Transcribe the records below from the first line to the line that includes "const C = 196;", inclusive, and omit the pictures.

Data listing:

BEGIN

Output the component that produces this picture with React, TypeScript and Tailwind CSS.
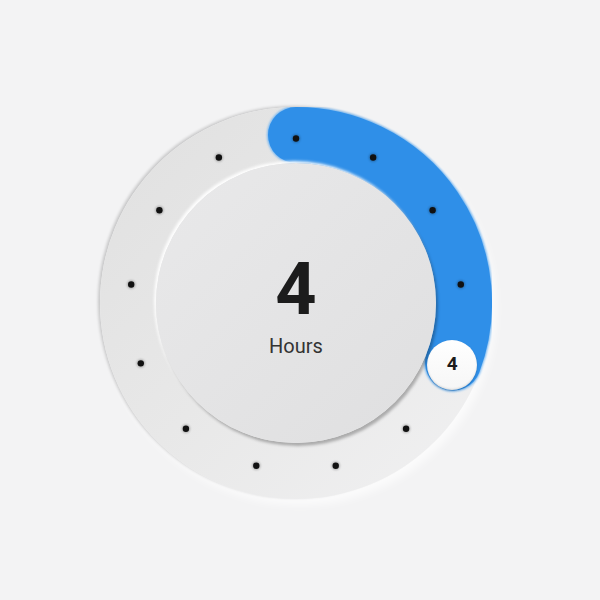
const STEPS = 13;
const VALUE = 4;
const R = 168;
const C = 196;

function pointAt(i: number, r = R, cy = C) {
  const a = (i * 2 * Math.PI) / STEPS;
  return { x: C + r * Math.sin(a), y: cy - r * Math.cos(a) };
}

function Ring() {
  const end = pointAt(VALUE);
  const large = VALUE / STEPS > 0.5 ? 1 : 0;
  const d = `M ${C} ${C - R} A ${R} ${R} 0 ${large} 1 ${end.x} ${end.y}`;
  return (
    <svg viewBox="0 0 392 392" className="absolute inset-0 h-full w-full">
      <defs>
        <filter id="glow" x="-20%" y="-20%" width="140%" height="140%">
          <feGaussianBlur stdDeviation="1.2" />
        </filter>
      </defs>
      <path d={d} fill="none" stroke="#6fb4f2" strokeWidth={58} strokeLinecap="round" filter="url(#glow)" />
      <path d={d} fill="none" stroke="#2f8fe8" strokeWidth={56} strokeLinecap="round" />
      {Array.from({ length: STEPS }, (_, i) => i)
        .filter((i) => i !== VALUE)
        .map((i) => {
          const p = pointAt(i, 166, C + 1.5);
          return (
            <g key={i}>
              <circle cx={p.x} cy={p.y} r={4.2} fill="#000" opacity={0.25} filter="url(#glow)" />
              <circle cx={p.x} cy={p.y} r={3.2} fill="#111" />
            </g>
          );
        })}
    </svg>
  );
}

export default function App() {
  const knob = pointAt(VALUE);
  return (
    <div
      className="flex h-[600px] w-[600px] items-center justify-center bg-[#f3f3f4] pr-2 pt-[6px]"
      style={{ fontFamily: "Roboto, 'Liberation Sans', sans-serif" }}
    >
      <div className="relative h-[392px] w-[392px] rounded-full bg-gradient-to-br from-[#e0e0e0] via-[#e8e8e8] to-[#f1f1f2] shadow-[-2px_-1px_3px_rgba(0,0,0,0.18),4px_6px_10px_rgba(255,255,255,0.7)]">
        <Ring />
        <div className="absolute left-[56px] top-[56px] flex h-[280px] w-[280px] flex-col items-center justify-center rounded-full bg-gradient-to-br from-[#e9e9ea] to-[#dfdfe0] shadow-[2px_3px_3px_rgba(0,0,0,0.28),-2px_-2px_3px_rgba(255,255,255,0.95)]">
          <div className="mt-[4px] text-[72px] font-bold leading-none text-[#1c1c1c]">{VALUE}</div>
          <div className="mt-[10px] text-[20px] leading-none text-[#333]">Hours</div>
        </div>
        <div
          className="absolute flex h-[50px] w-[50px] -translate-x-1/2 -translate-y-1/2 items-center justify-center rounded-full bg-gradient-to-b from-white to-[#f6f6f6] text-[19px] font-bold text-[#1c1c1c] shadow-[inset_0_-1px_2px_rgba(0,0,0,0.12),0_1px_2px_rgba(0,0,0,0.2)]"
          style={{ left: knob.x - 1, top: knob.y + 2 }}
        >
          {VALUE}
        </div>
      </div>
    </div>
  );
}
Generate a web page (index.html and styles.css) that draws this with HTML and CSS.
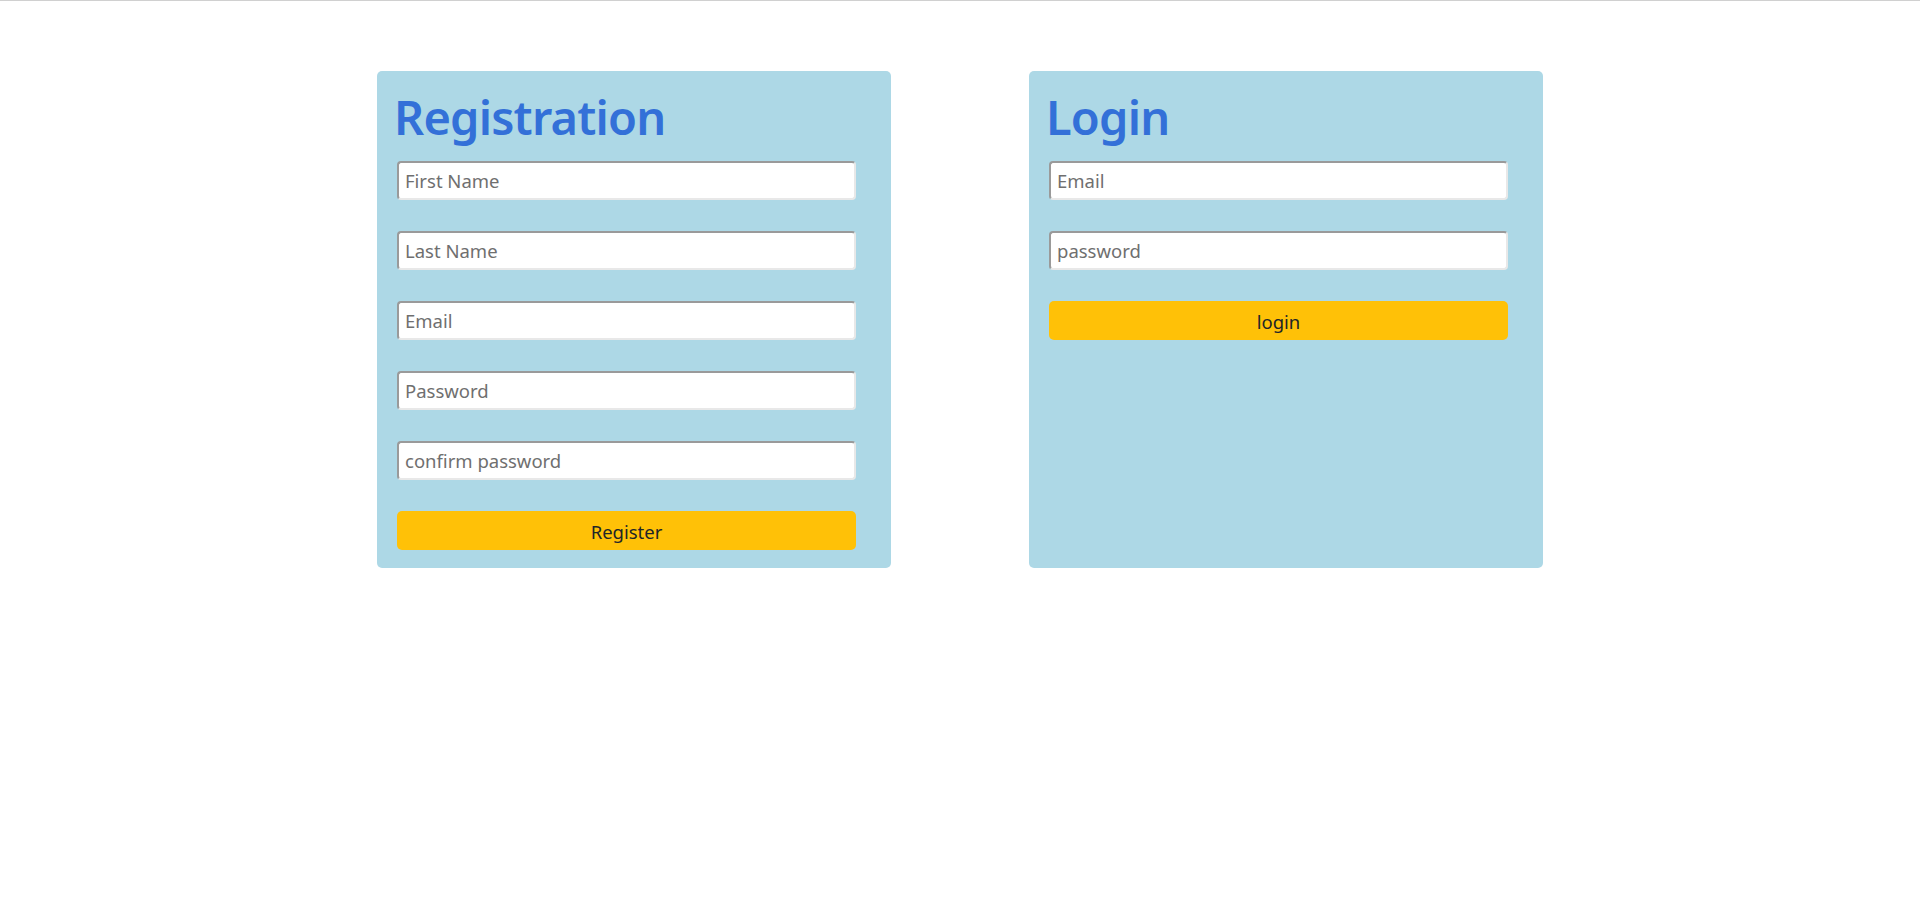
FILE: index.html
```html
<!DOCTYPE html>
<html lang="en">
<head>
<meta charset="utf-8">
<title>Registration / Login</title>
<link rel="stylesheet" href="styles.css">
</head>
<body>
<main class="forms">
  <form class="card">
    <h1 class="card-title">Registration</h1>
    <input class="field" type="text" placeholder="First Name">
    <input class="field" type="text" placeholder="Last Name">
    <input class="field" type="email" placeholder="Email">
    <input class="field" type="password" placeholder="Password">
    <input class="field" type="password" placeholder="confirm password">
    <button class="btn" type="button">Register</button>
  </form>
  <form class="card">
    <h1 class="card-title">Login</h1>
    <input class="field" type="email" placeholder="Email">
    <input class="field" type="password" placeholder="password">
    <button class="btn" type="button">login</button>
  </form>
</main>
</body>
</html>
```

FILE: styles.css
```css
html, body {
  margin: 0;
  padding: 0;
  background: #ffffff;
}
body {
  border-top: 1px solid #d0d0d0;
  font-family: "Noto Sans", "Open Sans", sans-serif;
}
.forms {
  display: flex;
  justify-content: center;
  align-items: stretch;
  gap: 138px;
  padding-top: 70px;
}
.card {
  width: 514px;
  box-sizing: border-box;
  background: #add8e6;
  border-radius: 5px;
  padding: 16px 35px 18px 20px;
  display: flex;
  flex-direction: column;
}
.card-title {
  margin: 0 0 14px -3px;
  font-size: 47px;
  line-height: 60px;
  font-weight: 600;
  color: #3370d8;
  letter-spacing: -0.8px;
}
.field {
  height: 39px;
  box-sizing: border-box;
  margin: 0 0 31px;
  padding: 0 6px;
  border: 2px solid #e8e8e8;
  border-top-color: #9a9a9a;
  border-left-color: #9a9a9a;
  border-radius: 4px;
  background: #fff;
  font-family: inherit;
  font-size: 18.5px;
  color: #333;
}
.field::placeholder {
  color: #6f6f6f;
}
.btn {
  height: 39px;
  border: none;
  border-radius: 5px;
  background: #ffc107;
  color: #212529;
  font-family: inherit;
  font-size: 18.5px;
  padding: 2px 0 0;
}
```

END

_Worked solution_.
Output the component that produces this picture with React, TypeScript and Tailwind CSS.
const STEPS = 13;
const VALUE = 4;
const R = 168;
const C = 196;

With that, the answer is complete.